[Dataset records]
(begin)
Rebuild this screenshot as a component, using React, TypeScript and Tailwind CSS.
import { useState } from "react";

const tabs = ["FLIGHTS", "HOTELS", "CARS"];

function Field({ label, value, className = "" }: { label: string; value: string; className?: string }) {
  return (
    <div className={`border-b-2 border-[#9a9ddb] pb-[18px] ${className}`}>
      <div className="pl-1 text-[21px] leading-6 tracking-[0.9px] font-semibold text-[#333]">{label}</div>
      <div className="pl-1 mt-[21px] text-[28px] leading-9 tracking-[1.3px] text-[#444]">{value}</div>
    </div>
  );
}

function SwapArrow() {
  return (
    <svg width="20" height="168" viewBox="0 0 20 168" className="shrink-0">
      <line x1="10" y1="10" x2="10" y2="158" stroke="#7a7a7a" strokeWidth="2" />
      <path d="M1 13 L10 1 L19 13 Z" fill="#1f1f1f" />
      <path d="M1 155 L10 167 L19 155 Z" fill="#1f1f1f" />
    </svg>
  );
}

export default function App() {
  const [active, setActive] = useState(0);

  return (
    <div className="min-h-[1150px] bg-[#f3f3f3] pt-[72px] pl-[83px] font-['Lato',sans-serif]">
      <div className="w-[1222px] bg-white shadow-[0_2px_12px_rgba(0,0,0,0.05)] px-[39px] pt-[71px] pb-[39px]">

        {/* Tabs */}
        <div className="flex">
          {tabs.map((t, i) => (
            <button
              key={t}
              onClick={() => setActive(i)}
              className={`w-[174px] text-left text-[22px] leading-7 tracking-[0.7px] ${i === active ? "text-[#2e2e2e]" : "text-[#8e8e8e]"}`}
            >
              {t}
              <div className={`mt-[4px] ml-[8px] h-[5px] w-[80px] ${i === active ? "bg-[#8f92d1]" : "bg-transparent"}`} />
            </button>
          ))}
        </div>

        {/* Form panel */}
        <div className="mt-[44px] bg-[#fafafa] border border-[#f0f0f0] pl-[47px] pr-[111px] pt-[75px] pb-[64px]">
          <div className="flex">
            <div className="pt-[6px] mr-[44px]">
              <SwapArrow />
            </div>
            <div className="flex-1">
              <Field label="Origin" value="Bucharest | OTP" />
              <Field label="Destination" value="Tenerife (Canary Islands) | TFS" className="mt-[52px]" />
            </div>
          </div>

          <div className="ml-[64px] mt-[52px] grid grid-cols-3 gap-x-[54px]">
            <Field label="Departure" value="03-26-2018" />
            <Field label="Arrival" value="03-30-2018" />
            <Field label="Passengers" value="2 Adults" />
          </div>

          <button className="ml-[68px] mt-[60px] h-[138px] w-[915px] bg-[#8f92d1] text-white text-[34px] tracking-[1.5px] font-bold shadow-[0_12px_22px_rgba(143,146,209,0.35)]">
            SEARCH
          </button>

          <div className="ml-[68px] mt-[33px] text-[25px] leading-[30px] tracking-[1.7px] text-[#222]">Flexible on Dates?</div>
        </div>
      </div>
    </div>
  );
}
(end)
(begin)
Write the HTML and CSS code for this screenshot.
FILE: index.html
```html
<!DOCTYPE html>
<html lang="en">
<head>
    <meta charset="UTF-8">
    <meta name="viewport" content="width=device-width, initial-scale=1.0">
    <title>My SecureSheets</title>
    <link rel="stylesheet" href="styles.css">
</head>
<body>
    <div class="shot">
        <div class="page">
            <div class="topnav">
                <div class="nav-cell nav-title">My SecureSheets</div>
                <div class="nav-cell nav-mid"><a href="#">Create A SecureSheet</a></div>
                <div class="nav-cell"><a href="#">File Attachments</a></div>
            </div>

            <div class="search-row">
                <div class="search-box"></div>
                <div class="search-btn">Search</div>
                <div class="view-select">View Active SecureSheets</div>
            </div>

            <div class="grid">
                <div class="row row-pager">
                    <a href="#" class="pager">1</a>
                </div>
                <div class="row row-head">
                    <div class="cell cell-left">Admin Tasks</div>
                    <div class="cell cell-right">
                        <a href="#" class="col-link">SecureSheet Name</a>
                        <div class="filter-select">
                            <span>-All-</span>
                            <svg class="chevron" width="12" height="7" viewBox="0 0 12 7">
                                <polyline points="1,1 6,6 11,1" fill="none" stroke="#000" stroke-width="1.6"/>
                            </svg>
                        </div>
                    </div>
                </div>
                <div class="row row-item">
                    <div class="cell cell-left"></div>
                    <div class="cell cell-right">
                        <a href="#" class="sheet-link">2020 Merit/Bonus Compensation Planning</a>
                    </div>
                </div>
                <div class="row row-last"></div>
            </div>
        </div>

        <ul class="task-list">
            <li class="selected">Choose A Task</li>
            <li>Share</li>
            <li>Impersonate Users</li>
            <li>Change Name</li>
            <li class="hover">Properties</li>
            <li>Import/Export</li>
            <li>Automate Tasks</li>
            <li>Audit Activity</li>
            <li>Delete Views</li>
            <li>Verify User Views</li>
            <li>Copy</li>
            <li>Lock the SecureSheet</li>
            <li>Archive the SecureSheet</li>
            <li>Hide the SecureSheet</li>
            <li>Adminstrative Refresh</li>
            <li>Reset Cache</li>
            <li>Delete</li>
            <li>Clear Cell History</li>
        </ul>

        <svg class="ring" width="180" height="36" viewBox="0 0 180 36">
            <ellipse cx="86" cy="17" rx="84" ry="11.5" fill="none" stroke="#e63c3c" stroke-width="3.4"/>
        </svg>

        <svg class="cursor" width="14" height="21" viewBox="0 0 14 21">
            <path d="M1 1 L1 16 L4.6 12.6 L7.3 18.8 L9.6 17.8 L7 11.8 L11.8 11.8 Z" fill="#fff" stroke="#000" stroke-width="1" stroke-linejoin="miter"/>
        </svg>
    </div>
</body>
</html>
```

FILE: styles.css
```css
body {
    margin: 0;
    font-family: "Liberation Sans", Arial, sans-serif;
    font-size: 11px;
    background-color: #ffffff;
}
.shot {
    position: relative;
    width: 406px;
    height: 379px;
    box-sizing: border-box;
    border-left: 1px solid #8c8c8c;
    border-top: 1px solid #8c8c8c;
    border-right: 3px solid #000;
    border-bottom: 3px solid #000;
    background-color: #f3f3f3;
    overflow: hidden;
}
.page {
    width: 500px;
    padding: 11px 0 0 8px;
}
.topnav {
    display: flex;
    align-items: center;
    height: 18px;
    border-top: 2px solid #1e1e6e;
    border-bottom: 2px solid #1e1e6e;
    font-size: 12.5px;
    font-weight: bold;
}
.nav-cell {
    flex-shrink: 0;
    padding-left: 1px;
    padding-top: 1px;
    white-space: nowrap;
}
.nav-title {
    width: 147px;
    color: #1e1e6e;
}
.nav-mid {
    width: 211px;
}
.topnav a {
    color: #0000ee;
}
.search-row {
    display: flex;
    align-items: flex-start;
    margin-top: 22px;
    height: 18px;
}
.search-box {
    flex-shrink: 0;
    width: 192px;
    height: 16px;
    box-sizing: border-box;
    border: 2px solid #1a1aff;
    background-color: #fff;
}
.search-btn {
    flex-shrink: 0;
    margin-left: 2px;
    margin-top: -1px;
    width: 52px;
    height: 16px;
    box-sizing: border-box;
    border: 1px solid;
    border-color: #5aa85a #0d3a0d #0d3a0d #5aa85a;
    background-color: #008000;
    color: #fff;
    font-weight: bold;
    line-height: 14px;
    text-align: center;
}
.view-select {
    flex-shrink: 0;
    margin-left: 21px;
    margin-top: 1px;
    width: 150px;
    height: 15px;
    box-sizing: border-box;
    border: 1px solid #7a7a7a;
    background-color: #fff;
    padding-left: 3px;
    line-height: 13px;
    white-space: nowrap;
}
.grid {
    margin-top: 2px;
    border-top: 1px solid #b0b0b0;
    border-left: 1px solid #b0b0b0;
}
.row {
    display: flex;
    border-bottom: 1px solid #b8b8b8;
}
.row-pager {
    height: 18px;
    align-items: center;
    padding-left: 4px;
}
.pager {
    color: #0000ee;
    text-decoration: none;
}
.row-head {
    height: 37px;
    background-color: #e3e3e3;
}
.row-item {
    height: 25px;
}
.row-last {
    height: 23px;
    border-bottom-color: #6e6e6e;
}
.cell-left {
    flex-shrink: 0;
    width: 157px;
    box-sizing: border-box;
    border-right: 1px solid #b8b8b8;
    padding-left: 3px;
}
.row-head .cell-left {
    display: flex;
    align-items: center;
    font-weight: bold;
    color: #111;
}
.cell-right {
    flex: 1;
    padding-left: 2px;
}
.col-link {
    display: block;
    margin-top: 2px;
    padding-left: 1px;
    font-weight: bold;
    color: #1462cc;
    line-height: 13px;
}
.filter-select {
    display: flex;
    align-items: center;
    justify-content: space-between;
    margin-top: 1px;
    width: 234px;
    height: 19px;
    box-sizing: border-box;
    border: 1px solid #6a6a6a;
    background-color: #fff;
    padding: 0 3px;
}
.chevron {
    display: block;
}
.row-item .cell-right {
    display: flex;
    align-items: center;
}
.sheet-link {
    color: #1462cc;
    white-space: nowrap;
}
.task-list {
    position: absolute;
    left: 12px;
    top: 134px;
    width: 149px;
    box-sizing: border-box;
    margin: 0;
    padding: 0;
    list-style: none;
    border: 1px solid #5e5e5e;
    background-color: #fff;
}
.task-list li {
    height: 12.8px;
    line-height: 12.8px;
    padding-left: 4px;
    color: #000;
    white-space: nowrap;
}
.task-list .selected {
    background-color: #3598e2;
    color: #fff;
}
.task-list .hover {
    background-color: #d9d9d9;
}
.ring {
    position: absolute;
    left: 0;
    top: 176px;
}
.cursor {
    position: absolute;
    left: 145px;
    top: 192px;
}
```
(end)
(begin)
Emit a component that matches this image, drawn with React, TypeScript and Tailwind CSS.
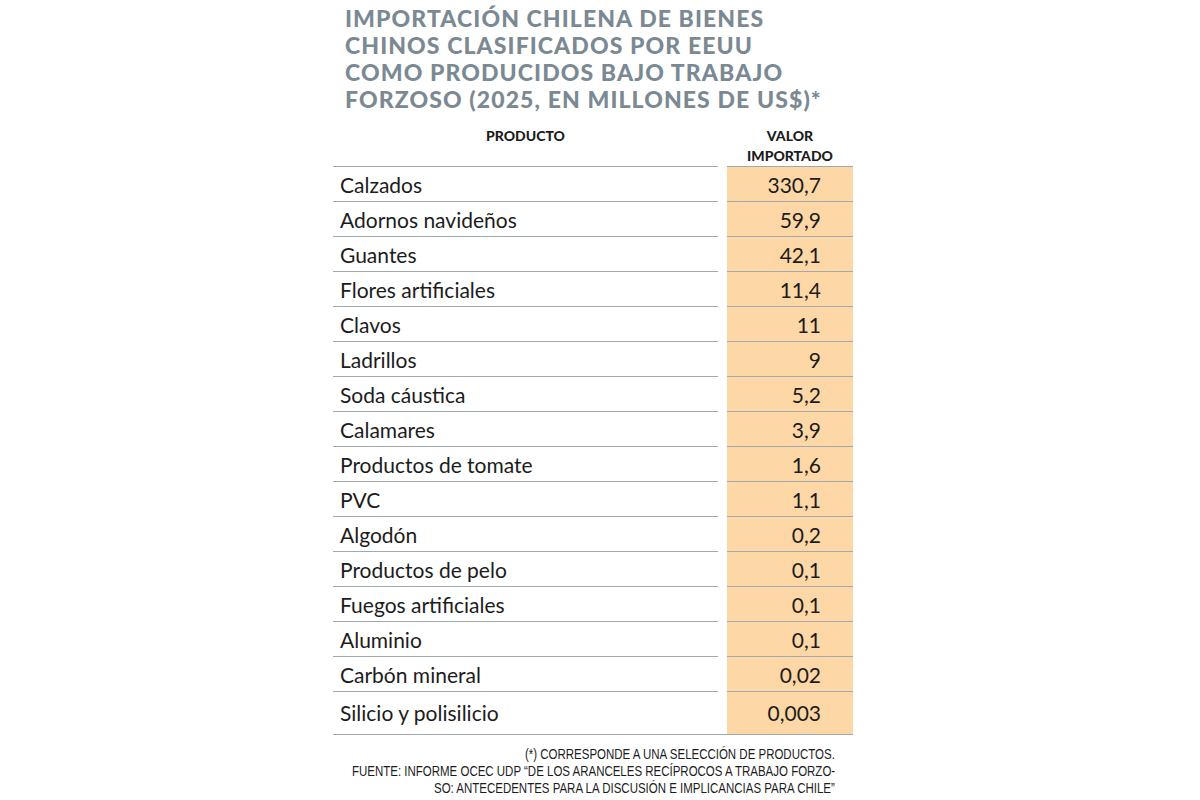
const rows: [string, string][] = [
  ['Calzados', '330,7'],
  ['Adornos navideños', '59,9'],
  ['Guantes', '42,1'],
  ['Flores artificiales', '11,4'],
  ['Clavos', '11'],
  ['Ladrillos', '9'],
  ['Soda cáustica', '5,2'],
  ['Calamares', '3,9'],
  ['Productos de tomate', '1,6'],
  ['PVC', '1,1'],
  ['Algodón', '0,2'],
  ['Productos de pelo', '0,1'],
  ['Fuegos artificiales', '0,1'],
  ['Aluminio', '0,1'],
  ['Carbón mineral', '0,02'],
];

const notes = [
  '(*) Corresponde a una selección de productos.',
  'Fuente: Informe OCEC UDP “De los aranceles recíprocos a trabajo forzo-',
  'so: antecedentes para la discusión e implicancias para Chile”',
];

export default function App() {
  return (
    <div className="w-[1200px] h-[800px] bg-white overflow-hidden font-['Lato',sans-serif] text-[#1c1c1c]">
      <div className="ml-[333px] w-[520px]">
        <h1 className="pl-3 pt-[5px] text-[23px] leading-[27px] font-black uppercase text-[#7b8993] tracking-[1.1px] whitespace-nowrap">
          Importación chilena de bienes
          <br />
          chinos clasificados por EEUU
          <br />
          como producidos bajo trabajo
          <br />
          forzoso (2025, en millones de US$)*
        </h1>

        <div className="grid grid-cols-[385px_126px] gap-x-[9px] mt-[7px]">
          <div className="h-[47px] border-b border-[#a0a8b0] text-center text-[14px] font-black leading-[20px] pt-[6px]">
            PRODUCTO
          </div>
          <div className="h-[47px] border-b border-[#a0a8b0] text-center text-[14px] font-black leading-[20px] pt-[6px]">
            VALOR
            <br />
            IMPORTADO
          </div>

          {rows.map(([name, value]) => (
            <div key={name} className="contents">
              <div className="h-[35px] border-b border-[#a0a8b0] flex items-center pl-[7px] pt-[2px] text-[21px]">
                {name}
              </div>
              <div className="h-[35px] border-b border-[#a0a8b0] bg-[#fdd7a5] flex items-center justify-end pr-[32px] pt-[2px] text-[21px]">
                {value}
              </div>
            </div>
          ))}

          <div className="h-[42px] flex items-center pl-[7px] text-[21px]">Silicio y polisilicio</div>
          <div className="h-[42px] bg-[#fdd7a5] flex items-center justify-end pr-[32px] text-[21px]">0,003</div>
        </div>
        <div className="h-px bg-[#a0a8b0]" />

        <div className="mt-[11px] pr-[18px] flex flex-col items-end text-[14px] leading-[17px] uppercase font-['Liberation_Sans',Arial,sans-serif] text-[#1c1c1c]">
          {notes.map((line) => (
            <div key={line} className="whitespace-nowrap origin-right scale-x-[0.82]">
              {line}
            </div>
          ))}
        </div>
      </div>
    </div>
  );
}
(end)
Scan the listing above for the word "screenshot" and copy every line that holds it.

Expected answer
Rebuild this screenshot as a component, using React, TypeScript and Tailwind CSS.
Write the HTML and CSS code for this screenshot.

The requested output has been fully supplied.